FMT may resolve the gut microbiota dysbiosis and subsequently increase microbiota-derived metabolites such as short-chain fatty acids (SCFAs). SCFAs are a crucial energy source for intestinal epithelial cells and affect the gut morphology and function. They accomplish their role by binding to endogenous receptors such as G protein-coupled receptor (GPR) 41 and GPR43. Previous reports have shown that SCFAs may activate GPR43 or inhibit histone deacetylase to help stimulate regulatory CD4+ T cells, thus protecting against respiratory tract inflammation. Although SCFAs are mainly located in the gut, they can circulate in the bloodstream and influence cells in the surrounding tissues. Trompette et al. ¹⁶ found that the SCFA level in the lung itself is negligible because of the lack of suitable substrates and that an increase in the SCFA level in the gut results in a detectable SCFA level in the lung. These findings indicate the possible existence of gut–lung cross talk and may explain the relief of respiratory tract symptoms in our patient. The bidirectional axis between the gut and lung compartments can be beneficial or detrimental; that is, a change in the immune response in one compartment may be associated with the immune response in the other compartment.^17,18 Hence, restoration of the gut microbiome by FMT was followed by a change in the lung, resulting in a greater immune response to opportunistic respiratory tract infections. ¹⁹ The result in this case confirms our hypothesis that FMT can be considered as an alternative treatment strategy for patients with GS.
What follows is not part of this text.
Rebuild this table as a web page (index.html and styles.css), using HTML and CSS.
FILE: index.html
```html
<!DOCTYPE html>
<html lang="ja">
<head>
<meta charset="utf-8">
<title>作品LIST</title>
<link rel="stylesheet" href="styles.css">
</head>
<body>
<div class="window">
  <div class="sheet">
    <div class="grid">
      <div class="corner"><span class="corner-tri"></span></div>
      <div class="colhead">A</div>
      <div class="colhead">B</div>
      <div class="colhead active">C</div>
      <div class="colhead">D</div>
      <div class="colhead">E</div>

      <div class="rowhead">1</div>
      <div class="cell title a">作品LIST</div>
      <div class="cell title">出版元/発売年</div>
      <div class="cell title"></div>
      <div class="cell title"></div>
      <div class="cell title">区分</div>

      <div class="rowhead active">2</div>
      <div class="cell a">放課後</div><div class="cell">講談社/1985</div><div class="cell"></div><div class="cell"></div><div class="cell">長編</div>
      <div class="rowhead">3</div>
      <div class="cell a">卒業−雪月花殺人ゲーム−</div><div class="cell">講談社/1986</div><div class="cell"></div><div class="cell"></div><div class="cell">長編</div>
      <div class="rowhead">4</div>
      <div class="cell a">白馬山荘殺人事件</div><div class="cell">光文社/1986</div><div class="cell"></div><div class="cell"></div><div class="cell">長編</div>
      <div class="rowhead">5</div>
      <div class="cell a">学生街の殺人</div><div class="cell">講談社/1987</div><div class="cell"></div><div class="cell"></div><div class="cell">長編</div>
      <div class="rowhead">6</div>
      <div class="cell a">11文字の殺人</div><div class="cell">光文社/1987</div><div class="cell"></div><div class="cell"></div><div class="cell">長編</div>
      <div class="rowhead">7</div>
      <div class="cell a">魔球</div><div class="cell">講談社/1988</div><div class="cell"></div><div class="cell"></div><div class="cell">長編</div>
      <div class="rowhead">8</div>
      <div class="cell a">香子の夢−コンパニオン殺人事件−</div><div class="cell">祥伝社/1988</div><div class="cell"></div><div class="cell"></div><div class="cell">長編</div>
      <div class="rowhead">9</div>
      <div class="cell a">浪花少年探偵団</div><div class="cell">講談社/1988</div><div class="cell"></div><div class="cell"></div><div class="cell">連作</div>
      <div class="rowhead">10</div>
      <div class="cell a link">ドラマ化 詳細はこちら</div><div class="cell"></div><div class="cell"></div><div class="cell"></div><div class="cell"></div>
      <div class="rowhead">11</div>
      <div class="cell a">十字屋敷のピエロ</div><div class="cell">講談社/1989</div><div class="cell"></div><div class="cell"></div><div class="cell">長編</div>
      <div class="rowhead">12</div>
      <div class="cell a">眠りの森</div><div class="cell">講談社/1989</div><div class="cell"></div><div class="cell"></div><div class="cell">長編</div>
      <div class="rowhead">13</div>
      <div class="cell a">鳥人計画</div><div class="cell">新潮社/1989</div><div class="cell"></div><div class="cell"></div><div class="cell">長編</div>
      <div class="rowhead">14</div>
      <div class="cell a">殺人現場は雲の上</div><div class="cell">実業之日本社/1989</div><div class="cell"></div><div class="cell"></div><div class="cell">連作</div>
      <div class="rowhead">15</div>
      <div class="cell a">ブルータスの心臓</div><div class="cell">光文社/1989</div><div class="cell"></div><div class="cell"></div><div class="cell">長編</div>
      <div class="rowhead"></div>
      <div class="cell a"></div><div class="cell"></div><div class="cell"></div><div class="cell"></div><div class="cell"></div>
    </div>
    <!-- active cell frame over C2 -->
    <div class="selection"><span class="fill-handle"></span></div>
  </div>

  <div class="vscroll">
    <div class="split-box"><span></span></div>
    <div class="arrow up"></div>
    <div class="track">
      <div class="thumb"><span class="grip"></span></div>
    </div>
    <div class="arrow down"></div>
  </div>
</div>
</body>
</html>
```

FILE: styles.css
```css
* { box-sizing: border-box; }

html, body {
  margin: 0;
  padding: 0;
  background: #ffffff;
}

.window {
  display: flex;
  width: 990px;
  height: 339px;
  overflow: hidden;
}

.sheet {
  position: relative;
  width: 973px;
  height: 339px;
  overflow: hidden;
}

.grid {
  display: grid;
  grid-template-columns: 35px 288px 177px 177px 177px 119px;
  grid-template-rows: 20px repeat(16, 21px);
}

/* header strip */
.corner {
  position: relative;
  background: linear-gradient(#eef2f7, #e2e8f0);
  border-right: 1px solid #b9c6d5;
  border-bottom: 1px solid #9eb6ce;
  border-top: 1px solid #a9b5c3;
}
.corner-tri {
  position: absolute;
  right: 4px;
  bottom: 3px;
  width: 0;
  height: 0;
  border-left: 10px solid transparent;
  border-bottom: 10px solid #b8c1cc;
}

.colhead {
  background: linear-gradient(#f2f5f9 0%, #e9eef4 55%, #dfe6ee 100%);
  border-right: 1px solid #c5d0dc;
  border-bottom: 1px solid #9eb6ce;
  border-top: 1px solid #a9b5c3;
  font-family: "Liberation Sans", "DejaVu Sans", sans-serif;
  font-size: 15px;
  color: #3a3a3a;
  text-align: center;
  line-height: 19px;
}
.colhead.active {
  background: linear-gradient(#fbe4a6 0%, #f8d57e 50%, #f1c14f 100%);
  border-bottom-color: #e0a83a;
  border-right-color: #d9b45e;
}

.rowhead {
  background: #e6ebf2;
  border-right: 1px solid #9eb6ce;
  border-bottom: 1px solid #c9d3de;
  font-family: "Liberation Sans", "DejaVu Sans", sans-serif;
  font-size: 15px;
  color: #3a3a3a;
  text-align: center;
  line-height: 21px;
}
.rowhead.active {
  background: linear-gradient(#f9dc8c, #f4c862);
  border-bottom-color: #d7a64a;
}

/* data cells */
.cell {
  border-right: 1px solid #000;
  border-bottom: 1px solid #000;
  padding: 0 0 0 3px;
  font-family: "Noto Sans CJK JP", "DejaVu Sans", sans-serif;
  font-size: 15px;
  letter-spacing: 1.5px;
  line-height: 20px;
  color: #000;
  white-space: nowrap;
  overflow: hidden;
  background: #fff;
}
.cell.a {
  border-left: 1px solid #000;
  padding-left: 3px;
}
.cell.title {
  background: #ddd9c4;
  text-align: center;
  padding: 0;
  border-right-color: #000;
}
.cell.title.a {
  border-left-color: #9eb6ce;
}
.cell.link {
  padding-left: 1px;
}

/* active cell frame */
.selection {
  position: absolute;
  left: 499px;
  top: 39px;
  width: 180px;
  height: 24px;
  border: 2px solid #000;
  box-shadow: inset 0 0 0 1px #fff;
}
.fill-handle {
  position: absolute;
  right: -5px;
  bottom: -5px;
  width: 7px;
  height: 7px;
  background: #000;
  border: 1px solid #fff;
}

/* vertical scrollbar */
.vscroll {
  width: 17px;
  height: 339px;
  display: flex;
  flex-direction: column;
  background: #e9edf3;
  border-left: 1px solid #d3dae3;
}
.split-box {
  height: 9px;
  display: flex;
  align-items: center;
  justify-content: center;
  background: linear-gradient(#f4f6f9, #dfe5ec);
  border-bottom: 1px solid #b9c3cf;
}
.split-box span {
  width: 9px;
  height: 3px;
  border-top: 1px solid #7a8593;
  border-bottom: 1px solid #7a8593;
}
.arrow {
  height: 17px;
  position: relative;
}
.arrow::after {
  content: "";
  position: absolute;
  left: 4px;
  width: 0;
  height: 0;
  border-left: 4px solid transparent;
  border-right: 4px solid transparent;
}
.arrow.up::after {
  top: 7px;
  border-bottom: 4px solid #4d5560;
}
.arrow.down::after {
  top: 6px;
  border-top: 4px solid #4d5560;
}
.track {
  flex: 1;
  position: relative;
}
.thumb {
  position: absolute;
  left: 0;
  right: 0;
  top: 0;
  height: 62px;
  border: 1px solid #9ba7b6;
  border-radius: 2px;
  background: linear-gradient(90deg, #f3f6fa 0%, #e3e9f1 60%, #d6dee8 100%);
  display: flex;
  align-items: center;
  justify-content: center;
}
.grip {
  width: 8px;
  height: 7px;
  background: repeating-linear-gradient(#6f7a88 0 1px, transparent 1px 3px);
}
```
When compared with the traditional symptomatic treatment, FMT can improve patients’ quality of life by ameliorating the symptoms associated with GS and decrease medical costs because immunoglobulin replacement therapy is a never-ending and costly therapy without consistent or long-lasting effects. The patient in the present case visited our medical center because of failure of classic treatment. Her symptoms recurred despite constant use of albumin replacement therapy, the cost of which was high. Hence, FMT proved to be more cost-effective in this case; the treatment cost after FMT was reduced by half of that before FMT, both estimated over a period of 1 year. The outcome in this case was supported by our previous studies, ²⁰ whereby FMT relieved patients’ economic burden and stopped or reduced the need for use of some medications. Moreover, in the present case, the patient’s psychological condition greatly improved after FMT, and she enjoyed a better state of mind and an improved appetite. The reason for this improved state of mind could have been the better control of gastrointestinal symptoms or the involvement of the microbiota in the modulation of behaviors and brain processes, including emotional behavior and ingestive behavior. ²¹

Patient’s perspective

“Fecal microbiota transplantation provided me with better control of symptoms, mostly the frequency of diarrhea, and improved my emotional well-being.”

Conclusions

In conclusion, FMT was beneficial for a patient with GS with gastrointestinal and respiratory tract infections. Immunodeficiency, which is the culprit of GS, is impossible to cure but can be successfully managed with adequate measures. Despite the patient’s immunodeficiency, the FMT did not cause any new infections, illustrating its safety. To the best of our knowledge, this is the first report of a case of GS that was successfully managed with FMT. Further studies are needed to elucidate the safety and effectiveness of FMT in patients with GS.

Abbreviations

GS: Good’s syndrome, FMT: fecal microbiota transplantation; Ig, immunoglobulin, SCFA: short-chain fatty acids, GPR: G protein-coupled receptor.